This illustration highlights the Moon’s Clavius Crater with an illustration depicting water trapped in the lunar soil there, along with an image of NASA’s Stratospheric Observatory for Infrared Astronomy (SOFIA) that found sunlit lunar water. Image © NASA/Daniel Rutter
Astronomers have long been on a quest to exactly answer the topic of water on the moon. The first direct evidence of water vapour near the Moon was obtained by the Apollo 14 ALSEP Suprathermal Ion Detector Experiment, SIDE, on March 7, 1971. Since then researchers were in the continuous hunt of water source on the moon so we may have insight into different areas like extraterrestrial life and formation of water molecules.
Recently, on 26 October 2020, NASA’s Stratospheric Observatory for Infrared Astronomy (SOFIA) has confirmed, for the first time, water (H2O) on the sunlit surface of the Moon, exactly saying, in the region of Clavius Crater which is one of the largest craters visible from Earth, located in the Moon’s southern hemisphere.
This unprecedented discovery signifies that water may have distributed across the lunar surface and not limited to cold, shadowed places.
The team, in a search for molecular water, using SOFIA and the Faint Object infraRed CAmera for the SOFIA Telescope (FORCAST) instrument, conducted observations of the lunar surface at 6µm on 31 August 2018. FORCAST is well suited to look for 6µm lunar water due to its wavelength coverage from 5 to 8µm and its high signal-to-noise ratios.
SOFIA’s instrument was able to pick up the specific wavelength unique to water molecules, at 6.1 microns, and discovered a relatively surprising concentration in sunny Clavius Crater.
FORCAST is a dual-channel mid-infrared camera and spectrograph sensitive from 5 - 40 μm.

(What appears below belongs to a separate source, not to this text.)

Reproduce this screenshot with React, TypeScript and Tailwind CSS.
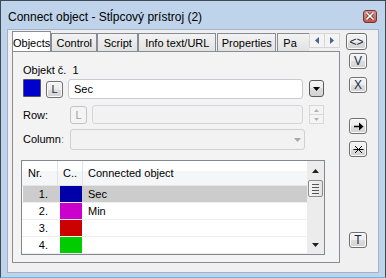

Each channel consists of a 256x256 pixel array that yields a 3.4'x3.2' instantaneous field-of-view with 0.768'' pixels, after distortion correction.
While previous observations have confirmed the existence of some form of hydrogen in the moon’s surface, none observations were able to distinguish between water and its close chemical relative, hydroxyl (OH).
Data from this location reveal water in concentrations of 100 to 412 parts per million - roughly equivalent to a 12-ounce bottle of water - trapped in a cubic meter of soil spread across the lunar surface. Sahara desert, in comparison, has 100 times the amount of water than what SOFIA detected in the lunar soil. Though a small amount, this discovery raises new questions about how water is created and how it persists on the harsh, airless lunar surface.
Paul Hertz, director of the Astrophysics Division in the Science Mission Directorate at NASA Headquarters in Washington said, “We had indications that H2O - the familiar water we know - might be present on the sunlit side of the Moo. Now we know it is there. This discovery challenges our understanding of the lunar surface and raises intriguing questions about resources relevant for deep space exploration.”
The team observed two sunlit locations on the Moon within a 10min period. One region was at high latitude to search for water where total water has been reported to be high and, as a control, an equatorial region that was expected to have little H2O. The zenith angle of the observations ranged from 33.06° to 33.54° between the two observed locations and the aircraft travelled less than ~1.5° in terrestrial longitude and maintained an altitude between 13,105m and 13,112m during the observations.
At high southern latitudes, the slit was placed from the lunar limb through the region near the crater Clavius and at low latitudes, a location in Mare Serenitatis. These locations were chosen for the high and almost no possibility of total water abundances, respectively.
Casey Honniball, the lead author who published the results from her graduate thesis work at the University of Hawaii at Mānoa in Honolulu said, “Prior to the SOFIA observations, we knew there was some kind of hydration. But we didn’t know how much, if any, was actually water molecules - like we drink every day - or something more like drain cleaner.”
With this discovery, another big question again showed up; ‘How the water came?’
Honniball who is now a postdoctoral fellow at NASA’s Goddard Space Flight Center in Greenbelt, Maryland said, “Without a thick atmosphere, water on the sunlit lunar surface should just be lost to space. Yet somehow we’re seeing it. Something is generating the water, and something must be trapping it there.”
The team hypothesized several forces could be at play in the delivery or creation of this water. Among them, one possibility is that the micrometeorites raining down on the lunar surface may have carried small amounts of water and could have deposited the water on the lunar surface.
Another possibility is there could be a two-step process whereby the Sun’s solar wind delivers hydrogen to the lunar surface and causes a chemical reaction with oxygen-bearing minerals in the soil to create hydroxyl.
In addition, this also intrigued another question; How the water then gets stored -making it possible to accumulate. Astronomer speculated two possibilities. One is that the water could be trapped into tiny beadlike structures in the soil that form out of the high heat created by micrometeorite impacts and another is that the water could be hidden between grains of lunar soil and sheltered from the sunlight – potentially making it a bit more accessible than water trapped in beadlike structures.
Whether the water SOFIA found is easily accessible for use as a resource remains to be determined. Under NASA’s Artemis program, the agency is eager to learn all it can about the presence of water on the Moon in advance of sending the first woman and next man to the lunar surface in 2024 and establishing a sustainable human presence there by the end of the decade.
The results are published in the latest issue of Nature Astronomy.